Yvon Carlet- Tête baissée dirait-on si nous n'avions pas affaire là, en réalité, à une grande maturation- s'exprime dans des tons violents, ou très chauds ou très froids. Jamais tièdes. Ce n'est pas un homme tisane, ni un néo-impressionniste timoré. Il assume ses choix avec une belle fermeté qui concourt à rendre sa peinture très équilibrée.
Cette violence n'exclut évidemment pas la tendresse sans laquelle les peintres devraient cesser de s'exprimer.

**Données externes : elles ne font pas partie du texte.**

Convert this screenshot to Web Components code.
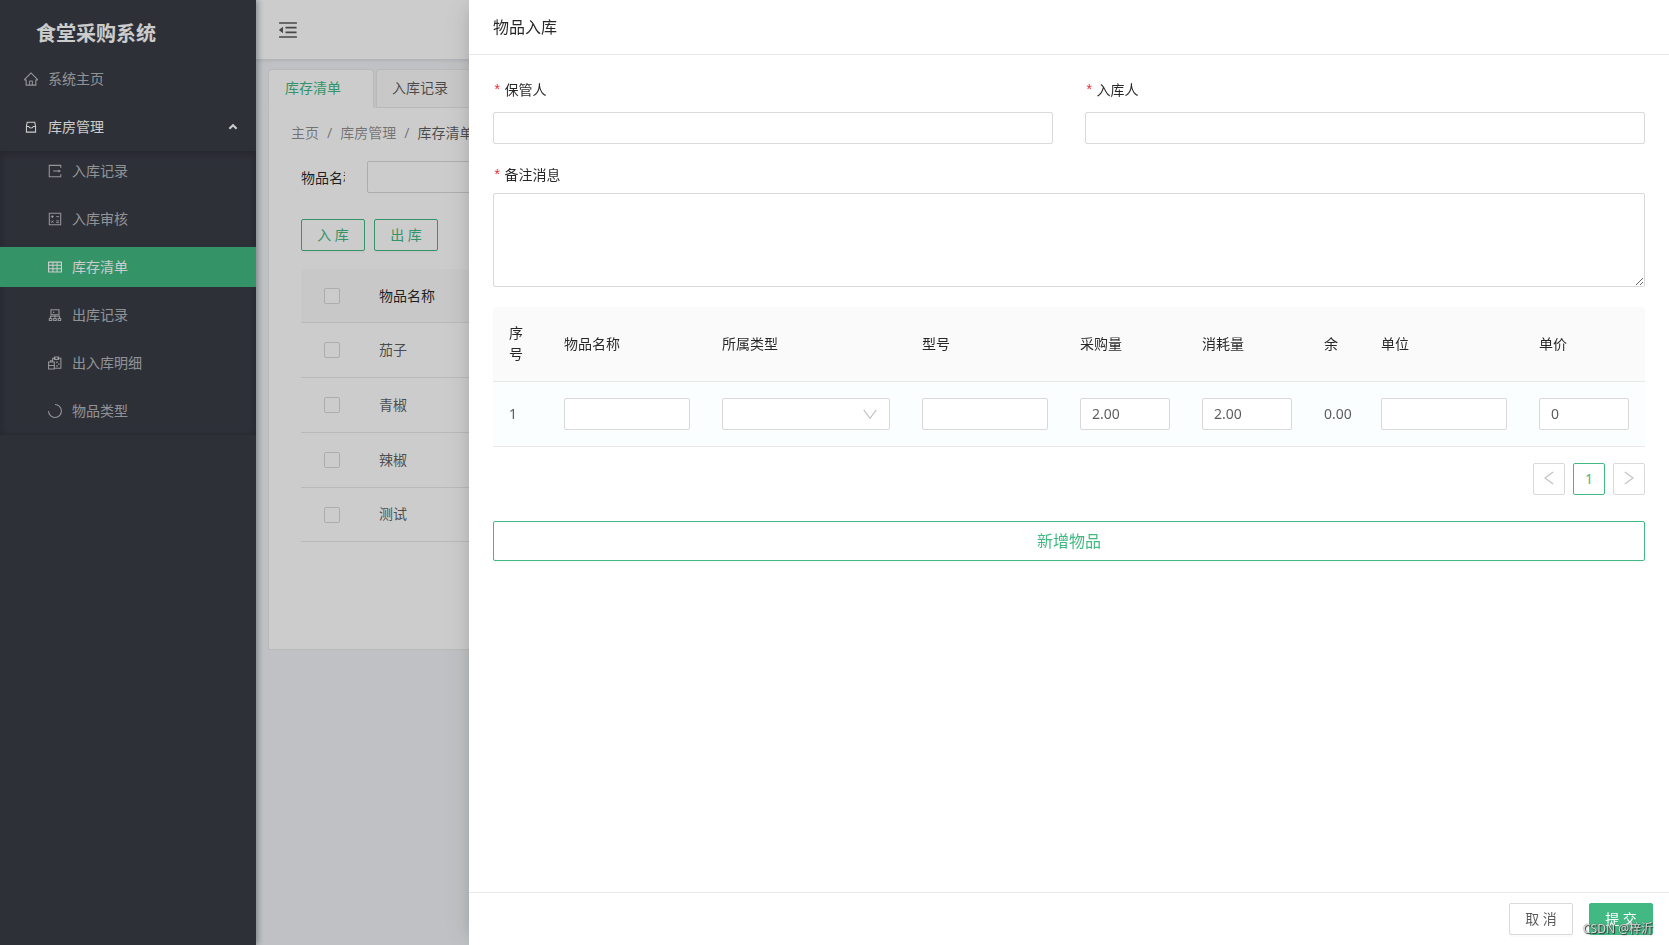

Toutefois, Yvon Carlet refuse de cèder à la mièvrerie et son regard peut donc parfois passer pour dur. Le métallo qui ressurgit ? Peut-être.
La province l'a repris vers le milieu des années quatre-vingts. Au revoir Paris, bonjour Marseille, oû,pour des raisons professionnelles, il séjournera jusqu'en 1992.
C'est là qu'il redécouvre son "sudisme"intime, qu'il renoue avec la part solaire de Picasso,de Léger,de Pignon, de Cocteau qui n'eussent pas peint comme ils ont peint si la Méditerrannée n'avait pas éxisté.
Marseille donc. Il s'y plait. Sa palette y gagne en chaleur tempèrée. La Provence l'enlace mais ne le dévore pas. A preuve : Il n'hésite pas à franchir le Rhône, sa liquide frontière occidentale. De l'autre côté du pont, l'attend un autre monde et même, en fait, le Nouveau Monde. " Le hasard a voulu que je me sois arrêté à Beaucaire,dans le Gard en 92. J'ai choisi de m'y fixer un moment. Son site, son chateau, toutes ces vieilles pierres, chargés d'histoire, m'y ont retenu. J'ai pu y installer mon atelier et y travailler durant quatorze ans, m'inscrire dans la vie culturelle de la cité, oû j'ai exposé quelques fois ainsi que dans les environs. Notamment à Bellegarde." Il lie connaissance avec un Franco-américain qui l'invite à exposer dans le connecticut en avril-mai 2001. Belle aventure. La gentry new-yorkaise apprécie son travail.
Retour en France.Il réside à Beaucaire jusqu'en novembre 2006. Un autre sud-est l'appelle : celui des Alpes-maritimes. Entre Antibes, à jamais marquée du sceau de Picasso et Cagnes-sur-Mer oû Matisse conjuguait ses bleus. On pourrait trouver pire.Son art évolue encore face à la baie des Anges :c'est le sort des libres pinceaux.